Another similar phenomenon is the advent of incentives to promote network externalities in a community. Enabling the community members to follow others, vote on choices, share and distribute content, ‘upvote’ comments or stream updates and rewarding them for doing all this stuff ensures that the original content is curated through the ‘crowd’ to gain prominence among the other members of the network. With more and more consumption happening digitally, the engagement of the ‘crowd’ only has an upward trajectory.

The wide reaching extent of social impact that crowd-sourcing can create is only left to our imagination. Crowd-sourcing is now used to address some important social problems like social science experiments, artistic and educational research etc. There were even large scale projects like the Mckinsey’s Job rising challenge to control unemployment in the US. The case of the 2010 Haiti earthquake saw what was unprecedented in the crowd-sourcing realm. Most of the international relief workers who had arrived to help the locals did not know the Haitian language or geography. Text messages from the locals were translated through crowd-sourcing platforms and were then categorized, geolocated within 5 minutes and used to find the missing people.

A snapshot of the MH370 data collection page on tomnod.com
Even as the world grappled with the mystery of the Malaysian flight MH370, more than 3 million volunteers from around the world came together to investigate the satellite images put forward by tomnod.com. With the technological advancements and its associated complexity, mankind has to come together during times of natural disasters to help each other out for which crowd-sourcing provides an ideal template to build upon. 

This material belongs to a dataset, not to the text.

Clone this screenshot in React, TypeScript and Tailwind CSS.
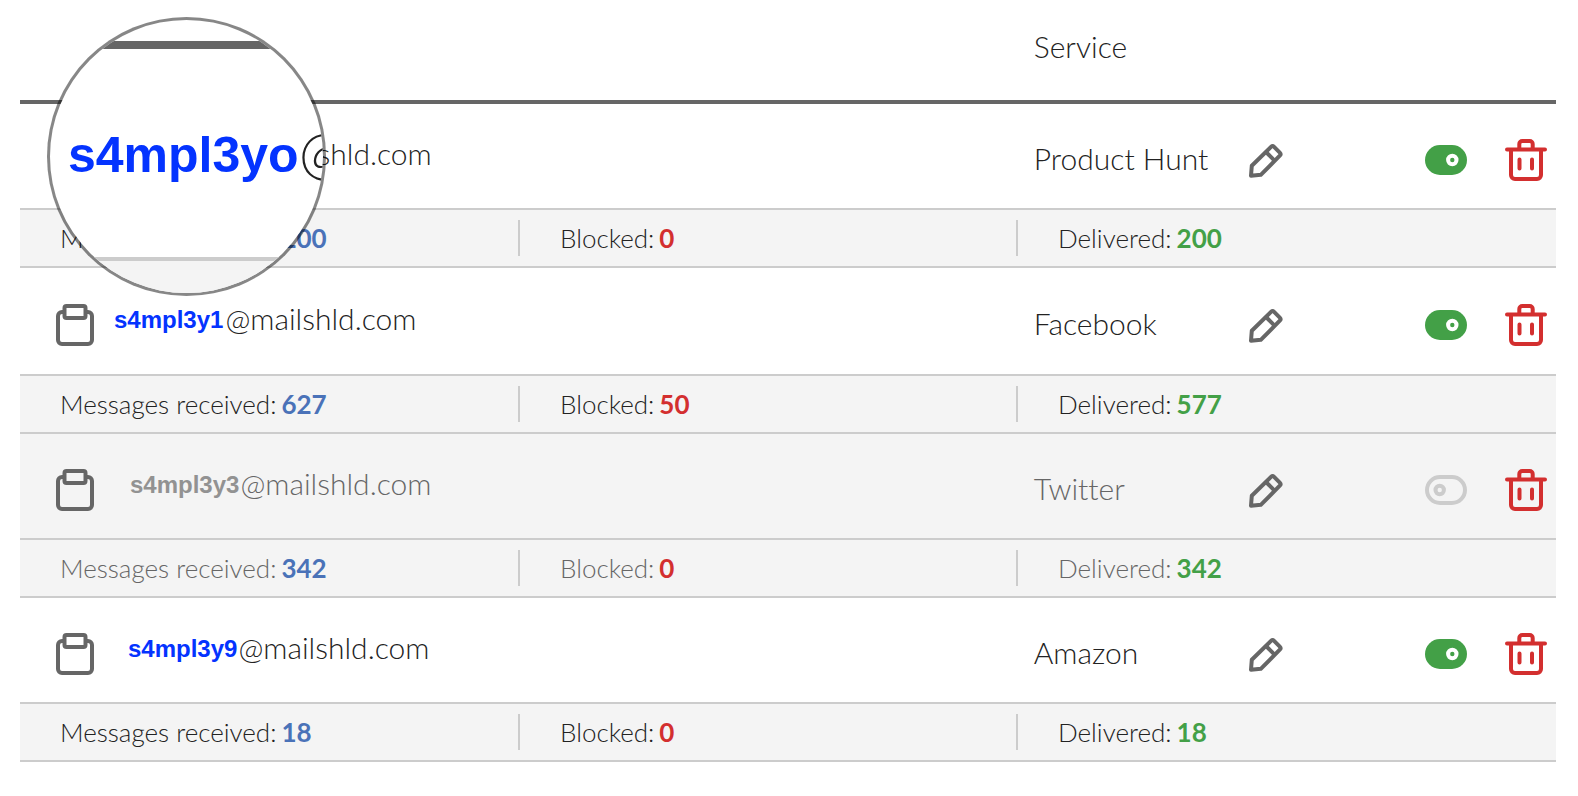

The idea of crowd-sourcing apart from using the wisdom and intelligence of the crowd is ultimately a means of bringing people together of similar interests and make them exchange ideas for the collective good. The current models of crowd-sourcing that include community driven collaboration and marketplace are going to be scaled up upon multiple iterations. This great phenomenon is going to change the way we perceive internet and is definitely here to stay.